-- WHAT TO DO --
Repeat, exactly and in full, the lines of the listing below, but without any pictures.

-- STORED DATA --

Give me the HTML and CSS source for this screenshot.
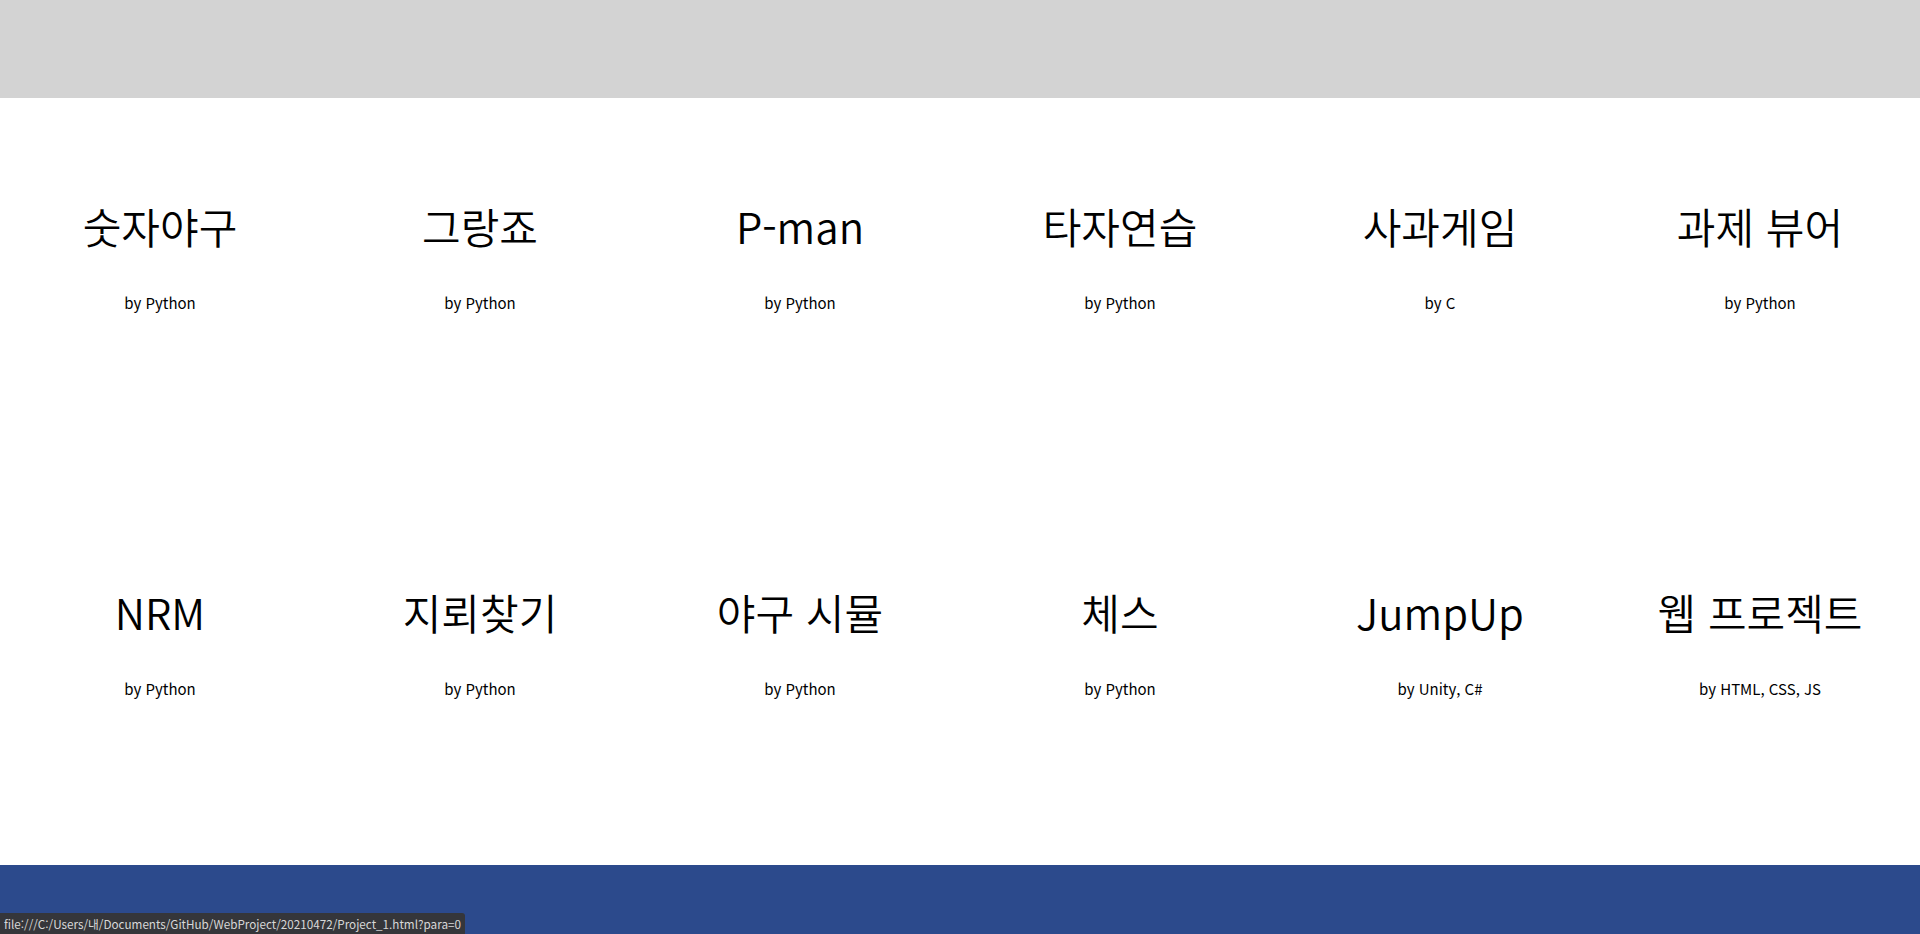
FILE: index.html
```html
<!DOCTYPE html>
<html lang="ko">
<head>
<meta charset="utf-8">
<title>Projects</title>
<link rel="stylesheet" href="styles.css">
</head>
<body>
<header class="top"></header>
<main class="projects">
  <a class="card" href="#"><span class="title">숫자야구</span><span class="by">by Python</span></a>
  <a class="card" href="#"><span class="title">그랑죠</span><span class="by">by Python</span></a>
  <a class="card" href="#"><span class="title">P-man</span><span class="by">by Python</span></a>
  <a class="card" href="#"><span class="title">타자연습</span><span class="by">by Python</span></a>
  <a class="card" href="#"><span class="title">사과게임</span><span class="by">by C</span></a>
  <a class="card" href="#"><span class="title">과제 뷰어</span><span class="by">by Python</span></a>
  <a class="card" href="#"><span class="title">NRM</span><span class="by">by Python</span></a>
  <a class="card" href="#"><span class="title">지뢰찾기</span><span class="by">by Python</span></a>
  <a class="card" href="#"><span class="title">야구 시뮬</span><span class="by">by Python</span></a>
  <a class="card" href="#"><span class="title">체스</span><span class="by">by Python</span></a>
  <a class="card" href="#"><span class="title">JumpUp</span><span class="by">by Unity, C#</span></a>
  <a class="card" href="#"><span class="title">웹 프로젝트</span><span class="by">by HTML, CSS, JS</span></a>
</main>
<footer class="bottom"></footer>
<div class="status">file:///C:/Users/내/Documents/GitHub/WebProject/20210472/Project_1.html?para=0</div>
</body>
</html>
```
FILE: styles.css
```css
html, body {
  margin: 0;
  padding: 0;
}
body {
  font-family: "Noto Sans CJK KR", "Noto Sans", sans-serif;
  color: #000;
  background: #fff;
  height: 934px;
  overflow: hidden;
  display: flex;
  flex-direction: column;
}
.top {
  height: 98px;
  background: #d3d3d3;
  flex: none;
}
.projects {
  flex: none;
  height: 767px;
  box-sizing: border-box;
  padding-top: 104px;
  display: grid;
  grid-template-columns: repeat(6, 1fr);
  grid-auto-rows: 110px;
  row-gap: 276px;
}
.card {
  display: flex;
  flex-direction: column;
  align-items: center;
  text-decoration: none;
  color: #000;
}
.title {
  font-size: 42px;
  font-weight: 350;
  line-height: 48px;
  height: 48px;
  white-space: nowrap;
}
.by {
  margin-top: 43px;
  font-size: 15px;
  line-height: 20px;
}
.bottom {
  flex: 1;
  background: #2c4a8c;
}
.status {
  position: fixed;
  left: 0;
  bottom: 0;
  height: 21px;
  line-height: 21px;
  padding: 0 4px 0 4px;
  background: #35363a;
  color: #d8d8d8;
  font-size: 11.7px;
  border-top-right-radius: 3px;
  white-space: nowrap;
}
```
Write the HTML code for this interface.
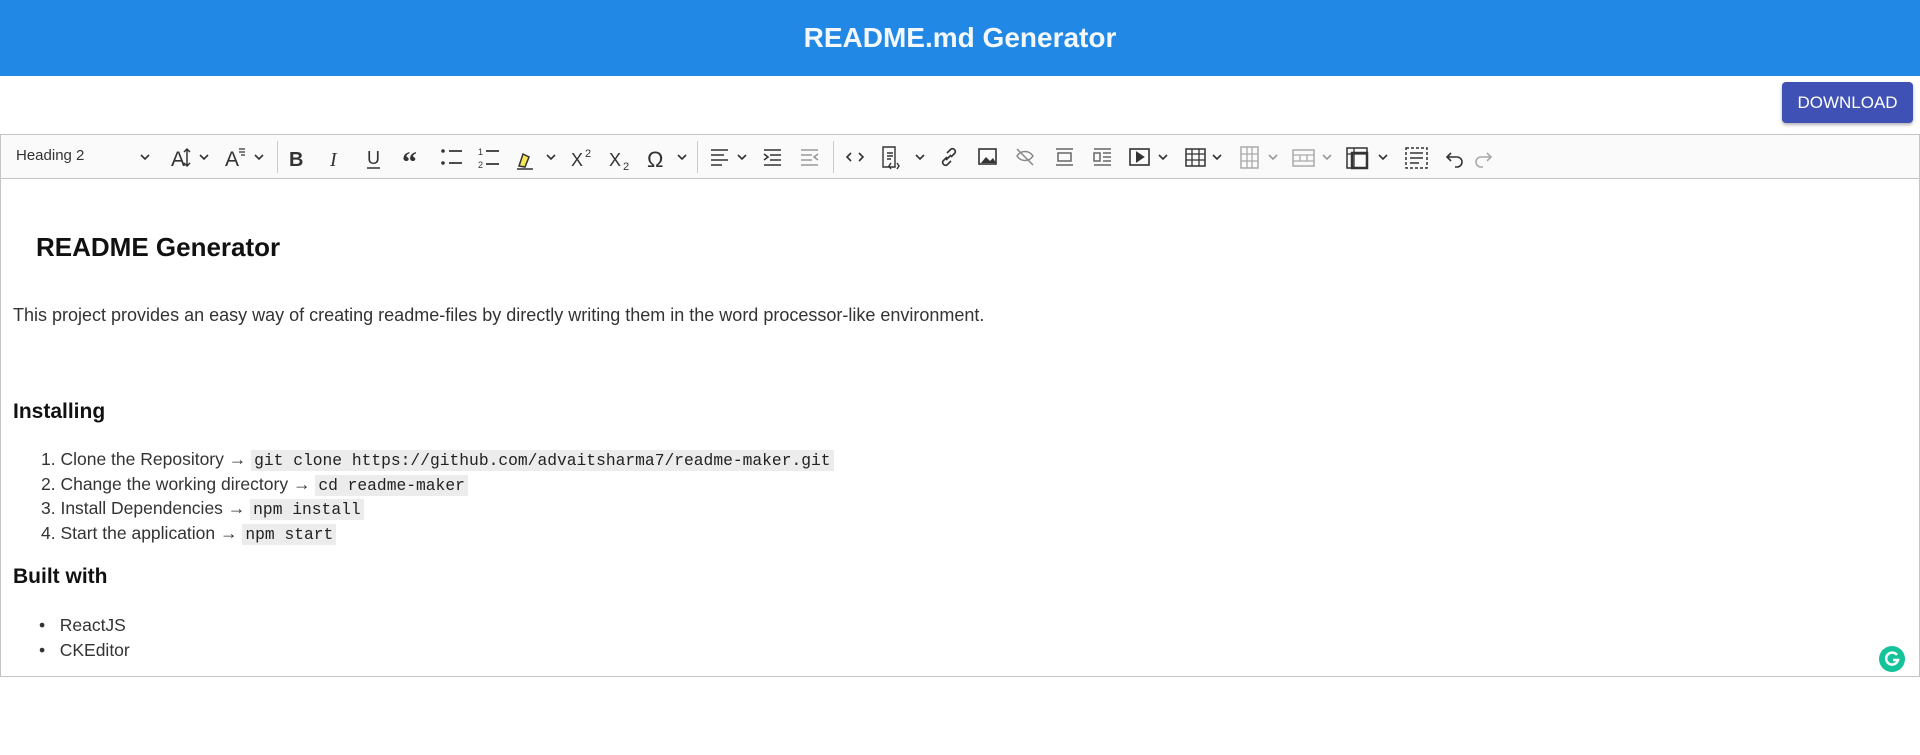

-- WRITTEN ANSWER --
Give me the HTML and CSS source for this screenshot.
FILE: index.html
```html
<!DOCTYPE html>
<html lang="ko">
<head>
<meta charset="utf-8">
<title>Projects</title>
<link rel="stylesheet" href="styles.css">
</head>
<body>
<header class="top"></header>
<main class="projects">
  <a class="card" href="#"><span class="title">숫자야구</span><span class="by">by Python</span></a>
  <a class="card" href="#"><span class="title">그랑죠</span><span class="by">by Python</span></a>
  <a class="card" href="#"><span class="title">P-man</span><span class="by">by Python</span></a>
  <a class="card" href="#"><span class="title">타자연습</span><span class="by">by Python</span></a>
  <a class="card" href="#"><span class="title">사과게임</span><span class="by">by C</span></a>
  <a class="card" href="#"><span class="title">과제 뷰어</span><span class="by">by Python</span></a>
  <a class="card" href="#"><span class="title">NRM</span><span class="by">by Python</span></a>
  <a class="card" href="#"><span class="title">지뢰찾기</span><span class="by">by Python</span></a>
  <a class="card" href="#"><span class="title">야구 시뮬</span><span class="by">by Python</span></a>
  <a class="card" href="#"><span class="title">체스</span><span class="by">by Python</span></a>
  <a class="card" href="#"><span class="title">JumpUp</span><span class="by">by Unity, C#</span></a>
  <a class="card" href="#"><span class="title">웹 프로젝트</span><span class="by">by HTML, CSS, JS</span></a>
</main>
<footer class="bottom"></footer>
<div class="status">file:///C:/Users/내/Documents/GitHub/WebProject/20210472/Project_1.html?para=0</div>
</body>
</html>
```
FILE: styles.css
```css
html, body {
  margin: 0;
  padding: 0;
}
body {
  font-family: "Noto Sans CJK KR", "Noto Sans", sans-serif;
  color: #000;
  background: #fff;
  height: 934px;
  overflow: hidden;
  display: flex;
  flex-direction: column;
}
.top {
  height: 98px;
  background: #d3d3d3;
  flex: none;
}
.projects {
  flex: none;
  height: 767px;
  box-sizing: border-box;
  padding-top: 104px;
  display: grid;
  grid-template-columns: repeat(6, 1fr);
  grid-auto-rows: 110px;
  row-gap: 276px;
}
.card {
  display: flex;
  flex-direction: column;
  align-items: center;
  text-decoration: none;
  color: #000;
}
.title {
  font-size: 42px;
  font-weight: 350;
  line-height: 48px;
  height: 48px;
  white-space: nowrap;
}
.by {
  margin-top: 43px;
  font-size: 15px;
  line-height: 20px;
}
.bottom {
  flex: 1;
  background: #2c4a8c;
}
.status {
  position: fixed;
  left: 0;
  bottom: 0;
  height: 21px;
  line-height: 21px;
  padding: 0 4px 0 4px;
  background: #35363a;
  color: #d8d8d8;
  font-size: 11.7px;
  border-top-right-radius: 3px;
  white-space: nowrap;
}
```
Write the HTML code for this interface.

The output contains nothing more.